The Settlement Terms
GE Aerospace will pay a civil penalty of $36 million. The Department of State agreed to suspend $18 million of that amount on the condition that those funds are used for remedial compliance improvements instead. For at least 24 months, GE must also engage an external Special Compliance Officer to oversee its compliance program, and must submit to at least one independent external audit. The full consent agreement runs for 36 months.
Why Wasn’t the Penalty Larger?
The maximum theoretical penalty for 116 violations would be enormous. The penalty was reduced significantly because:
- GE voluntarily disclosed all 116 violations itself — it found the problems and reported them, rather than waiting to be caught.
- GE fully cooperated with the government’s review.
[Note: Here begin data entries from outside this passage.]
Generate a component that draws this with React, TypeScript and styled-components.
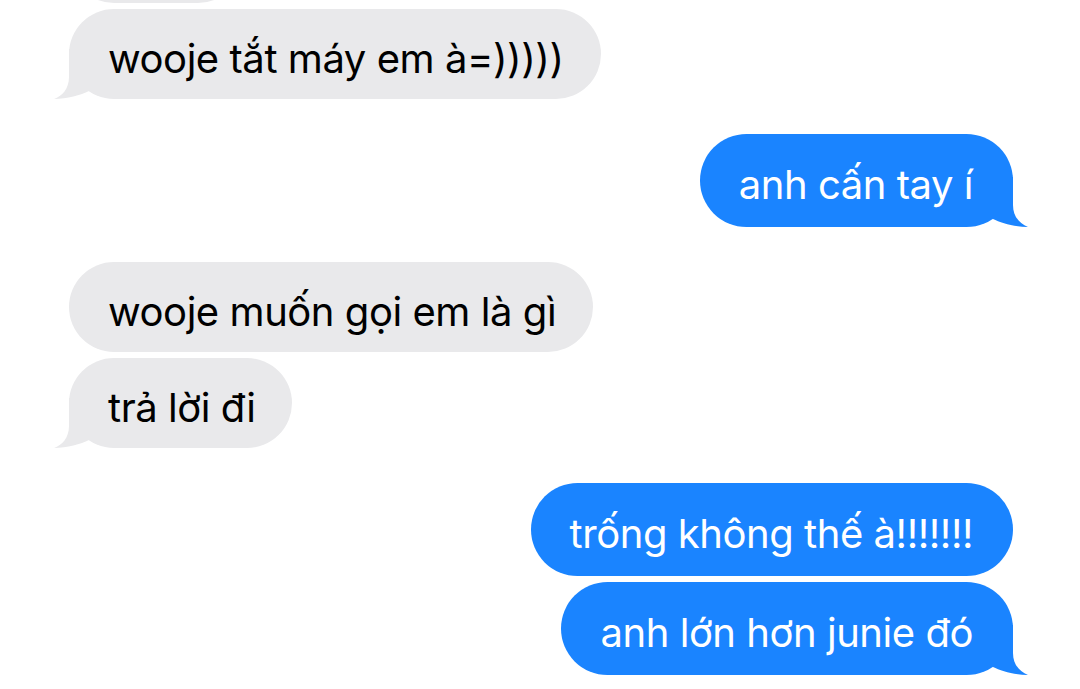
import React from "react";
import styled, { createGlobalStyle } from "styled-components";

const Global = createGlobalStyle`
  html, body { margin: 0; padding: 0; background: #ffffff; }
  body { font-family: Inter, "Noto Sans", "Liberation Sans", sans-serif; }
`;

const BLUE = "#1A84FF";
const GRAY = "#E9E9EB";

const Screen = styled.main`
  width: 1080px;
  height: 689px;
  overflow: hidden;
  box-sizing: border-box;
  display: flex;
  flex-direction: column;
  justify-content: flex-end;
  padding: 0 67px 14px 69px;
  background: #ffffff;
`;

const Group = styled.section<{ $me: boolean }>`
  display: flex;
  flex-direction: column;
  gap: 6px;
  align-items: ${(p) => (p.$me ? "flex-end" : "flex-start")};
  & + & {
    margin-top: 35px;
  }
`;

const Bubble = styled.div<{ $me: boolean }>`
  position: relative;
  box-sizing: border-box;
  height: ${(p) => (p.$me ? 93 : 90)}px;
  padding: ${(p) => (p.$me ? "9px 40px 0 39px" : "9px 37px 0 39px")};
  display: flex;
  align-items: center;
  border-radius: 47px;
  background: ${(p) => (p.$me ? BLUE : GRAY)};
  color: ${(p) => (p.$me ? "#ffffff" : "#000000")};
  font-size: 40px;
  line-height: 1;
  letter-spacing: -0.45px;
  white-space: nowrap;
`;

const TailSvg = styled.svg<{ $me: boolean }>`
  position: absolute;
  bottom: 0;
  width: 45px;
  height: 50px;
  ${(p) => (p.$me ? "right: -15px;" : "left: -15px; transform: scaleX(-1);")}
  fill: ${(p) => (p.$me ? BLUE : GRAY)};
`;

const Tail = ({ me }: { me: boolean }) => (
  <TailSvg $me={me} viewBox="0 0 45 50" aria-hidden="true">
    <path d="M10 42 C18 46 32 50 45 50 C37 47 30 40 30 28 L30 0 L10 0 Z" />
  </TailSvg>
);

type Msg = { text: string };
type Grp = { me: boolean; msgs: Msg[] };

const groups: Grp[] = [
  { me: false, msgs: [{ text: "alo ơi" }, { text: "wooje tắt máy em à=)))))" }] },
  { me: true, msgs: [{ text: "anh cấn tay í" }] },
  { me: false, msgs: [{ text: "wooje muốn gọi em là gì" }, { text: "trả lời đi" }] },
  { me: true, msgs: [{ text: "trống không thế à!!!!!!!" }, { text: "anh lớn hơn junie đó" }] },
];

export default function App() {
  return (
    <>
      <Global />
      <Screen>
        {groups.map((g, gi) => (
          <Group key={gi} $me={g.me}>
            {g.msgs.map((m, mi) => (
              <Bubble key={mi} $me={g.me}>
                {m.text}
                {mi === g.msgs.length - 1 && <Tail me={g.me} />}
              </Bubble>
            ))}
          </Group>
        ))}
      </Screen>
    </>
  );
}
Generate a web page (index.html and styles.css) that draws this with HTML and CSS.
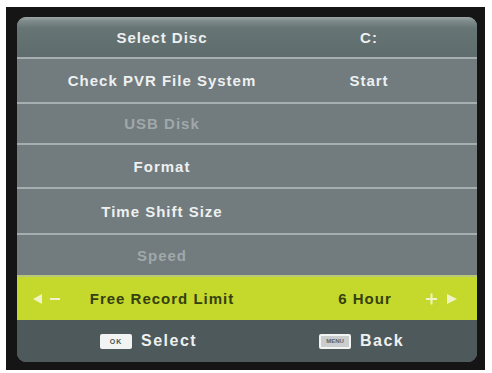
FILE: index.html
```html
<!DOCTYPE html>
<html lang="en">
<head>
    <meta charset="UTF-8">
    <title>PVR File System</title>
    <link rel="stylesheet" href="styles.css">
</head>
<body>
    <div class="tv-frame">
        <div class="osd-panel">
            <!-- Menu rows -->
            <div class="osd-row osd-row-first">
                <span class="osd-label">Select Disc</span>
                <span class="osd-value">C:</span>
            </div>
            <div class="osd-row">
                <span class="osd-label">Check PVR File System</span>
                <span class="osd-value">Start</span>
            </div>
            <div class="osd-row osd-row-disabled">
                <span class="osd-label">USB Disk</span>
            </div>
            <div class="osd-row">
                <span class="osd-label">Format</span>
            </div>
            <div class="osd-row">
                <span class="osd-label">Time Shift Size</span>
            </div>
            <div class="osd-row osd-row-disabled">
                <span class="osd-label">Speed</span>
            </div>
            <div class="osd-row osd-row-active">
                <span class="osd-arrows osd-arrows-left">
                    <svg width="28" height="10" viewBox="0 0 28 10">
                        <polygon points="0,5 9,0 9,10" fill="#eef4c8"/>
                        <rect x="17" y="4" width="10" height="2" fill="#eef4c8"/>
                    </svg>
                </span>
                <span class="osd-label">Free Record Limit</span>
                <span class="osd-value">6 Hour</span>
                <span class="osd-arrows osd-arrows-right">
                    <svg width="32" height="12" viewBox="0 0 32 12">
                        <rect x="0" y="5" width="11" height="2" fill="#eef4c8"/>
                        <rect x="4.5" y="0.5" width="2" height="11" fill="#eef4c8"/>
                        <polygon points="21,1 31,6 21,11" fill="#eef4c8"/>
                    </svg>
                </span>
            </div>

            <!-- Key hints -->
            <div class="osd-footer">
                <div class="key-hint">
                    <span class="key-box">OK</span>
                    <span>Select</span>
                </div>
                <div class="key-hint">
                    <span class="key-box key-box-menu">MENU</span>
                    <span>Back</span>
                </div>
            </div>
        </div>
    </div>
</body>
</html>
```

FILE: styles.css
```css
:root {
    --frame-color: #151515;
    --row-color: #727b7e;
    --separator: #a6aeb0;
    --footer-color: #4e595b;
    --active-color: #c4d92b;
    --text-light: #edf0f0;
    --text-dim: #a0a8aa;
    --text-dark: #36400f;
}

* {
    box-sizing: border-box;
    margin: 0;
    padding: 0;
}

body {
    background-color: #ffffff;
    font-family: 'Liberation Sans', Arial, sans-serif;
    font-weight: bold;
}

.tv-frame {
    width: 479px;
    height: 363px;
    margin: 7px 0 0 6px;
    padding: 10px 8px 8px 11px;
    background-color: var(--frame-color);
}

.osd-panel {
    height: 345px;
    border-radius: 9px;
    overflow: hidden;
    background-color: var(--row-color);
    display: flex;
    flex-direction: column;
}

.osd-row {
    display: grid;
    grid-template-columns: 50px 190px 50px 124px 46px;
    align-items: center;
    height: 44px;
    border-top: 2px solid var(--separator);
    font-size: 15px;
    letter-spacing: 1px;
    color: var(--text-light);
}

/* row heights follow the screen's uneven spacing */
.osd-row:nth-child(2) { height: 45px; }
.osd-row:nth-child(3) { height: 41px; }
.osd-row:nth-child(5) { height: 46px; }
.osd-row:nth-child(6) { height: 42px; }

.osd-row-first {
    height: 40px;
    border-top: none;
    background: linear-gradient(#9aa5a4 0, #7f8b8b 10%, #677474 28%, #5f6c6d 100%);
}

.osd-label {
    grid-column: 1 / 4;
    grid-row: 1;
    text-align: center;
}

.osd-value {
    grid-column: 4;
    grid-row: 1;
    text-align: center;
}

.osd-row-disabled {
    color: var(--text-dim);
}

.osd-row-active {
    height: 45px;
    border-top: 2px solid #b9c77a;
    background-color: var(--active-color);
    color: var(--text-dark);
}

.osd-row-active .osd-label {
    grid-column: 2;
}

.osd-row-active .osd-value {
    padding-right: 8px;
}

.osd-arrows {
    display: flex;
    align-items: center;
    grid-row: 1;
}

.osd-arrows-left {
    grid-column: 1;
    padding-left: 16px;
}

.osd-arrows-right {
    grid-column: 4 / 6;
    justify-self: end;
    padding-right: 19px;
}

.osd-footer {
    flex: 1;
    display: grid;
    grid-template-columns: 219px auto;
    align-items: center;
    padding-left: 83px;
    background-color: var(--footer-color);
    color: var(--text-light);
    font-size: 16px;
    letter-spacing: 1.5px;
}

.key-hint {
    display: flex;
    align-items: center;
    gap: 9px;
}

.key-box {
    width: 32px;
    height: 15px;
    border-radius: 2px;
    background-color: #f2f3f3;
    color: #4a5254;
    font-size: 7px;
    letter-spacing: 1px;
    display: flex;
    align-items: center;
    justify-content: center;
}

.key-box-menu {
    border: 2px solid #f2f3f3;
    background-color: #c9cdce;
    color: #5a6264;
    font-size: 6px;
    letter-spacing: 0;
}
```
- GE had already started fixing its compliance program before the settlement.
That said, the government also noted aggravating factors: some of the exports involved Significant Military Equipment, violations were systemic across multiple business units, and the China incidents caused real national security harm.
Key Takeaways for Non-Expert Professionals
- Self-disclosure matters enormously. GE’s decision to report its own violations — all 116 of them — likely saved the company hundreds of millions of dollars in potential penalties and avoided debarment from government contracting.
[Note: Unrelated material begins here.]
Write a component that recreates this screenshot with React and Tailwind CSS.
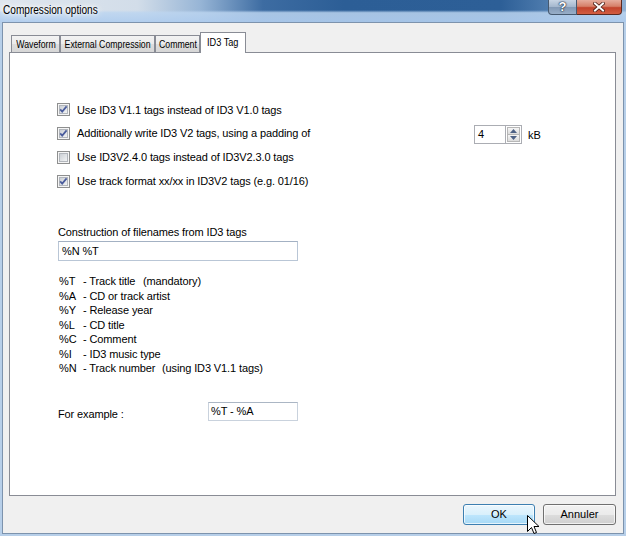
import React from 'react';

const FONT = "font-['Liberation_Sans',Arial,sans-serif]";

function CheckBox({ checked }) {
  return (
    <svg width="13" height="13" viewBox="0 0 13 13" className="shrink-0">
      <defs>
        <linearGradient id="cbg" x1="0" y1="0" x2="1" y2="1">
          <stop offset="0" stopColor="#c9cdd3" />
          <stop offset="1" stopColor="#f4f5f6" />
        </linearGradient>
      </defs>
      <rect x="0.5" y="0.5" width="12" height="12" fill="#f5f5f5" stroke="#8e8f8f" />
      <rect x="2.5" y="2.5" width="8" height="8" fill="url(#cbg)" stroke="#b2b6bc" />
      {checked && (
        <path d="M3.2 6.4 L5.2 8.6 L9.6 3.4" fill="none" stroke="#4a5c9c" strokeWidth="1.7" />
      )}
    </svg>
  );
}

function Tab({ label, width, selected }) {
  if (selected) {
    return (
      <div
        className={`relative z-10 -mb-px flex h-[21px] items-start justify-center border border-b-0 border-[#898c95] bg-white ${width}`}
      >
        <span className="mt-[2px] inline-block scale-x-[0.8] text-[11.5px] leading-[14px] whitespace-nowrap">
          {label}
        </span>
      </div>
    );
  }
  return (
    <div
      className={`flex h-[17px] items-start justify-center border border-b-0 border-[#898c95] bg-[linear-gradient(180deg,#f3f3f3,#ebebeb_50%,#dedede_51%,#d6d6d6)] ${width}`}
    >
      <span className="mt-[1px] inline-block scale-x-[0.76] text-[11.5px] leading-[14px] whitespace-nowrap">
        {label}
      </span>
    </div>
  );
}

function Spinner() {
  return (
    <div className="mt-[4px] flex h-[19px] self-start">
      <div className="h-full w-[31px] border border-r-0 border-[#abadb3] bg-white pl-[3px] text-[11px] leading-[17px]">
        4
      </div>
      <div className="flex h-full w-[17px] flex-col border border-[#abadb3] bg-white p-px">
        <div className="flex h-[8px] items-center justify-center border border-[#b7b7b7] bg-[linear-gradient(180deg,#f6f6f6,#dcdcdc)]">
          <svg width="7" height="4" viewBox="0 0 7 4">
            <path d="M0 4 L3.5 0 L7 4 Z" fill="#4d6185" />
          </svg>
        </div>
        <div className="flex h-[8px] items-center justify-center border border-t-0 border-[#b7b7b7] bg-[linear-gradient(180deg,#f6f6f6,#dcdcdc)]">
          <svg width="7" height="4" viewBox="0 0 7 4">
            <path d="M0 0 L3.5 4 L7 0 Z" fill="#4d6185" />
          </svg>
        </div>
      </div>
      <span className="ml-[6px] self-center text-[11px] leading-[14px]">kB</span>
    </div>
  );
}

const options = [
  { label: 'Use ID3 V1.1 tags instead of ID3 V1.0 tags', checked: true },
  { label: 'Additionally write ID3 V2 tags, using a padding of', checked: true, spinner: true },
  { label: 'Use ID3V2.4.0 tags instead of ID3V2.3.0 tags', checked: false },
  { label: 'Use track format xx/xx in ID3V2 tags (e.g. 01/16)', checked: true },
];

const codes = [
  ['%T', '- Track title', '(mandatory)', 'w-[60px]'],
  ['%A', '- CD or track artist'],
  ['%Y', '- Release year'],
  ['%L', '- CD title'],
  ['%C', '- Comment'],
  ['%I', '- ID3 music type'],
  ['%N', '- Track number', '(using ID3 V1.1 tags)', 'w-[79px]'],
];

export default function App() {
  return (
    <div className={`relative flex h-[536px] w-[626px] flex-col overflow-hidden bg-[#b7cfe9] pb-[2px] text-black ${FONT}`}>
      {/* Title bar */}
      <div className="flex h-[22px] shrink-0 items-start bg-[linear-gradient(180deg,rgba(255,255,255,0)_0%,rgba(255,255,255,0)_46%,rgba(188,213,240,0.85)_58%,rgba(176,205,238,0.92)_100%),linear-gradient(90deg,#dfe6ee_0%,#d2dde9_22%,#97b5d6_32%,#3d6ca2_42%,#2c5e96_55%,#2d5f97_80%,#5a86b6_90%,#8fb0d4_100%)]">
        <span className="mt-[3px] ml-[3px] inline-block origin-left scale-x-[0.84] text-[12px] leading-[14px] whitespace-nowrap [text-shadow:0_0_4px_#fff,0_0_8px_#fff,0_0_10px_#fff]">
          Compression options
        </span>
        <div className="mr-[4px] ml-auto flex">
          <div className="flex h-[15px] w-[29px] items-center justify-center rounded-bl-[4px] border border-t-0 border-[#46596f] bg-[linear-gradient(180deg,#c8d5e4,#a3b6cd_50%,#8299b5_52%,#98aec8)]">
            <span className="text-[13px] leading-[12px] font-bold text-white [text-shadow:0_0_1px_#1d2c40,0_0_1px_#1d2c40,0_0_2px_#1d2c40]">
              ?
            </span>
          </div>
          <div className="flex h-[15px] w-[45px] items-center justify-center rounded-br-[4px] border border-t-0 border-l-0 border-[#5c2a21] bg-[linear-gradient(180deg,#e6ad9e,#d68069_45%,#c2432c_55%,#d35e42)]">
            <svg width="12" height="10" viewBox="0 0 12 10">
              <path d="M2 1.5 L10 8.5 M10 1.5 L2 8.5" stroke="#4a1c14" strokeWidth="3.6" strokeLinecap="square" />
              <path d="M2 1.5 L10 8.5 M10 1.5 L2 8.5" stroke="#ffffff" strokeWidth="2" strokeLinecap="square" />
            </svg>
          </div>
        </div>
      </div>

      {/* Client area */}
      <div className="mx-[2px] flex flex-1 flex-col border border-[#7d93ad] bg-[#f0f0f0]">
        <div className="flex h-[29px] items-end pl-[8px]">
          <Tab label="Waveform" width="w-[49px]" />
          <Tab label="External Compression" width="w-[95px]" />
          <Tab label="Comment" width="w-[45px]" />
          <Tab label="ID3 Tag" width="w-[46px]" selected />
        </div>

        <div className="ml-[6px] h-[444px] w-[607px] border border-[#898c95] bg-white pt-[45px] pl-[47px] text-[11px] leading-[14px] tracking-[-0.12px]">
          {options.map((o, i) => (
            <div key={i} className={`flex items-center ${i === 0 ? 'h-[23px]' : 'h-[24px]'}`}>
              <CheckBox checked={o.checked} />
              <span className={`ml-[7px] whitespace-nowrap ${o.spinner ? 'w-[397px]' : ''}`}>{o.label}</span>
              {o.spinner && <Spinner />}
            </div>
          ))}

          <div className="mt-[32px] pl-[1px]">Construction of filenames from ID3 tags</div>
          <div className="mt-[2px] ml-[1px] h-[20px] w-[240px] border border-[#b9c6d6] border-t-[#a3b1c3] bg-white pl-[3px] leading-[18px]">
            %N %T
          </div>

          <div className="mt-[13px] pl-[2px] leading-[14.5px]">
            {codes.map(([c, d, extra, w]) => (
              <div key={c} className="flex whitespace-nowrap">
                <span className="w-[24px]">{c}</span>
                <span className={w || ''}>{d}</span>
                {extra && <span>{extra}</span>}
              </div>
            ))}
          </div>

          <div className="mt-[26px] flex h-[19px] items-start pl-[1px]">
            <span className="mt-[5px] w-[150px]">For example :</span>
            <div className="h-[19px] w-[90px] border border-[#c9d2dd] border-t-[#abb6c4] bg-white pl-[2px] leading-[17px]">
              %T - %A
            </div>
          </div>
        </div>

        <div className="mt-[8px] mr-[7px] flex justify-end gap-[8px] text-[11px]">
          <div className="flex h-[21px] w-[72px] items-center justify-center rounded-[3px] border border-[#3c7fb1] bg-[linear-gradient(180deg,#eaf6fd,#d9f0fc_50%,#bee6fd_51%,#a7d9f5)] shadow-[inset_0_0_0_1px_rgba(255,255,255,0.7)]">
            OK
          </div>
          <div className="flex h-[21px] w-[73px] items-center justify-center rounded-[3px] border border-[#707070] bg-[linear-gradient(180deg,#f2f2f2,#ebebeb_50%,#dddddd_51%,#cfcfcf)] shadow-[inset_0_0_0_1px_rgba(255,255,255,0.7)]">
            Annuler
          </div>
        </div>
      </div>

      {/* Mouse cursor */}
      <svg className="absolute top-[515px] left-[527px]" width="13" height="21" viewBox="0 0 13 21">
        <path
          d="M0.5 0.5 L0.5 16.5 L4.5 12.5 L7 18.5 L9.5 17.5 L7 11.5 L12 11.5 Z"
          fill="#ffffff"
          stroke="#000000"
          strokeLinejoin="miter"
        />
      </svg>
    </div>
  );
}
- Compliance programs need maintenance. A recurring theme here is procedures that hadn’t been updated in a decade. Regulations change; compliance infrastructure has to keep pace.
- You’re responsible for your partners’ compliance. Many violations occurred not at GE directly, but through foreign partners and sublicensees. Under ITAR, the U.S. license-holder is responsible for ensuring the whole chain follows the rules.
- China is a red line. Any unauthorized sharing of military-related technical data with China — even routing a package through a Chinese airport — is treated as a serious aggravated violation.
- Paperwork isn’t optional. A surprisingly large number of the 116 charges were essentially administrative failures: late filings, missing notifications, wrong forms. These are avoidable with proper systems.